There are about 2[super]154[/super] possible positions, so generating a lookup table and transmitting an index number doesn’t actually save that much…

Not quite what THe OP is after:

One move can be encoded in 12 bits (6 bits initial square, 6 bits destination) (neglecting castles and such, call it 16 bits). Since the initial configuarion is known, any game came be encode by a list of moves. Certainly better than transmitting the entire board configuration after every move. (unless you want people to watch starting midgame)

Brian

If your encoding is fixed length, how about this method: create the bit-encodings for both the start and end positions, XOR the two encodings, and then RLE the XOR’ed version. The XOR will make unchanged bits to be zero and changed bits to be ones. Since there aren’t many changes, the result would mostly be a string of zeros with a few ones. Run-length encoding would chop that down to a tiny piece.

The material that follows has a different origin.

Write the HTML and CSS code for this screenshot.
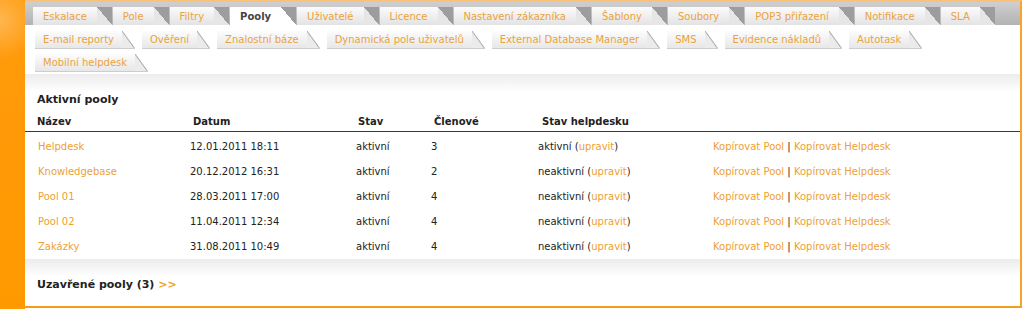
FILE: index.html
```html
<!DOCTYPE html>
<html lang="cs">
<head>
  <meta charset="UTF-8" />
  <title>Pooly</title>
  <link rel="stylesheet" href="styles.css">
</head>
<body>
  <div class="page">
    <!-- Orange side strip -->
    <div class="side"></div>

    <div class="main">
      <!-- Main tabs -->
      <ul class="tabs tabs-main">
        <li><a href="#">Eskalace</a></li>
        <li><a href="#">Pole</a></li>
        <li><a href="#">Filtry</a></li>
        <li class="active"><a href="#">Pooly</a></li>
        <li><a href="#">Uživatelé</a></li>
        <li><a href="#">Licence</a></li>
        <li><a href="#">Nastavení zákazníka</a></li>
        <li><a href="#">Šablony</a></li>
        <li><a href="#">Soubory</a></li>
        <li><a href="#">POP3 přiřazení</a></li>
        <li><a href="#">Notifikace</a></li>
        <li><a href="#">SLA</a></li>
      </ul>

      <!-- Sub tabs -->
      <ul class="tabs tabs-sub">
        <li><a href="#">E-mail reporty</a></li>
        <li><a href="#">Ověření</a></li>
        <li><a href="#">Znalostní báze</a></li>
        <li><a href="#">Dynamická pole uživatelů</a></li>
        <li><a href="#">External Database Manager</a></li>
        <li><a href="#">SMS</a></li>
        <li><a href="#">Evidence nákladů</a></li>
        <li><a href="#">Autotask</a></li>
        <li><a href="#">Mobilní helpdesk</a></li>
      </ul>

      <div class="fade"></div>

      <h2 class="section-title">Aktivní pooly</h2>
      <table class="pools">
        <thead>
          <tr>
            <th>Název</th>
            <th>Datum</th>
            <th>Stav</th>
            <th>Členové</th>
            <th>Stav helpdesku</th>
            <th></th>
          </tr>
        </thead>
        <tbody>
          <tr>
            <td><a href="#">Helpdesk</a></td>
            <td>12.01.2011 18:11</td>
            <td>aktivní</td>
            <td>3</td>
            <td>aktivní (<a href="#">upravit</a>)</td>
            <td><a href="#">Kopírovat Pool</a> | <a href="#">Kopírovat Helpdesk</a></td>
          </tr>
          <tr>
            <td><a href="#">Knowledgebase</a></td>
            <td>20.12.2012 16:31</td>
            <td>aktivní</td>
            <td>2</td>
            <td>neaktivní (<a href="#">upravit</a>)</td>
            <td><a href="#">Kopírovat Pool</a> | <a href="#">Kopírovat Helpdesk</a></td>
          </tr>
          <tr>
            <td><a href="#">Pool 01</a></td>
            <td>28.03.2011 17:00</td>
            <td>aktivní</td>
            <td>4</td>
            <td>neaktivní (<a href="#">upravit</a>)</td>
            <td><a href="#">Kopírovat Pool</a> | <a href="#">Kopírovat Helpdesk</a></td>
          </tr>
          <tr>
            <td><a href="#">Pool 02</a></td>
            <td>11.04.2011 12:34</td>
            <td>aktivní</td>
            <td>4</td>
            <td>neaktivní (<a href="#">upravit</a>)</td>
            <td><a href="#">Kopírovat Pool</a> | <a href="#">Kopírovat Helpdesk</a></td>
          </tr>
          <tr>
            <td><a href="#">Zakázky</a></td>
            <td>31.08.2011 10:49</td>
            <td>aktivní</td>
            <td>4</td>
            <td>neaktivní (<a href="#">upravit</a>)</td>
            <td><a href="#">Kopírovat Pool</a> | <a href="#">Kopírovat Helpdesk</a></td>
          </tr>
        </tbody>
      </table>

      <div class="fade"></div>

      <h2 class="section-title closed">Uzavřené pooly (3) <a href="#">&gt;&gt;</a></h2>
    </div>
  </div>
</body>
</html>
```

FILE: styles.css
```css
/* Reset */
* {
  margin: 0;
  padding: 0;
  box-sizing: border-box;
}
body {
  font-family: 'DejaVu Sans', Verdana, sans-serif;
  font-size: 10px;
  color: #222;
  background: #fff;
}
a {
  color: #eea033;
  text-decoration: none;
}

.page {
  display: flex;
  height: 309px;
}

/* Orange strip on the left */
.side {
  width: 25px;
  flex-shrink: 0;
  background: radial-gradient(circle at 0 20px, #ffb650 0, #ff9a0a 40px, #ff9900 100%);
}

.main {
  flex: 1;
  margin-right: 1px;
  border-top: 2px solid #f9c27c;
  border-right: 2px solid #f7a52a;
  border-bottom: 2px solid #f59c1c;
  height: 308px;
  display: flex;
  flex-direction: column;
}

/* Tabs */
.tabs {
  list-style: none;
  display: flex;
  flex-wrap: wrap;
}
.tabs li {
  height: 18px;
  line-height: 18px;
}
.tabs a {
  display: block;
  color: #eba23c;
}

.tabs-main {
  height: 23px;
  padding: 5px 0 0 8px;
  gap: 1px;
  background: linear-gradient(#cfcfcf, #b3b3b3);
}
.tabs-main a {
  padding-top: 1px;
}
.tabs-main li {
  padding: 0 25px 0 10px;
  background:
    linear-gradient(to top right, #e6e6e6 50%, #9d9d9d 50%) right top / 15px 100% no-repeat,
    linear-gradient(#fbfbfb, #e3e3e3) left top / calc(100% - 15px) 100% no-repeat;
}
.tabs-main li.active {
  background:
    linear-gradient(to top right, #fff 50%, #9d9d9d 50%) right top / 15px 100% no-repeat,
    #fff left top / calc(100% - 15px) 100% no-repeat;
}
.tabs-main li.active a {
  color: #444;
  font-weight: bold;
}

.tabs-sub {
  padding: 6px 0 0 10px;
  row-gap: 5px;
}
.tabs-sub li {
  margin-right: 7px;
  padding: 0 21px 0 8px;
  background:
    linear-gradient(to top right, transparent calc(50% - 1px), #a8a8a8 50%, transparent calc(50% + 1px)) right top / 13px 100% no-repeat,
    linear-gradient(to top right, #ebebeb calc(50% - 1px), transparent 50%) right top / 13px 100% no-repeat,
    linear-gradient(#fcfcfc, #e6e6e6) left top / calc(100% - 13px) 100% no-repeat;
  box-shadow: inset 0 -1px 0 #cdcdcd;
}

/* Soft grey bands */
.fade {
  height: 18px;
  margin-top: 2px;
  background: linear-gradient(#ececec, #fff);
}

.section-title {
  font-size: 11px;
  line-height: 16px;
  padding-left: 12px;
  color: #222;
}
.section-title a {
  color: #f5a11c;
}

/* Pool table */
.pools {
  width: 100%;
  border-collapse: collapse;
}
.pools th {
  text-align: left;
  line-height: 14px;
  padding: 7px 0 2px;
  border-bottom: 1px solid #3a3a3a;
  font-weight: bold;
}
.pools td {
  line-height: 14px;
  padding: 8px 0 3px;
  white-space: nowrap;
}
.pools th:nth-child(1) { width: 165px; padding-left: 12px; }
.pools td:nth-child(1) { padding-left: 13px; }
.pools th:nth-child(2) { width: 166px; padding-left: 3px; }
.pools th:nth-child(3) { width: 75px; padding-left: 2px; }
.pools th:nth-child(4) { width: 107px; padding-left: 3px; }
.pools th:nth-child(5) { width: 175px; padding-left: 4px; }
```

However, I am not sure if that would be smaller than just saying “the piece at this location has moved to this location” ~ 24-bits.

Ugh, Brian can add and I can’t. 12-bits.

This is all correct, although now that I think about it some more, if you encode the positions of the two kings in the first 12 bits, then you don’t have to encode those squares as empty later on, so the net cost is only 10 bits.

And whether ‘en passant’ is legal (did a pawn just move two squares past an opposition pawn?).

Plus if the position has been repeated exactly (3 times can be claimed as a draw), and whether 50 moves have passed without a pawn move or a capture (again a claimable draw).

Darn! You beat me to the en passant comment.

This is the most interesting part of the problem I think. What’s the minimum data to satisfy this rule.

Here is what I’m thinking: If a pawn moves, or a piece gets taken you can chuck all of your 3xposition and 50-move data. Until then, you have to stay with the last position plus all subsequent moves. That means that the worst-case is going to be one chess position as described by others plus 49x12 bits for moves?

Well to be fair Chronos did mention it in post #10.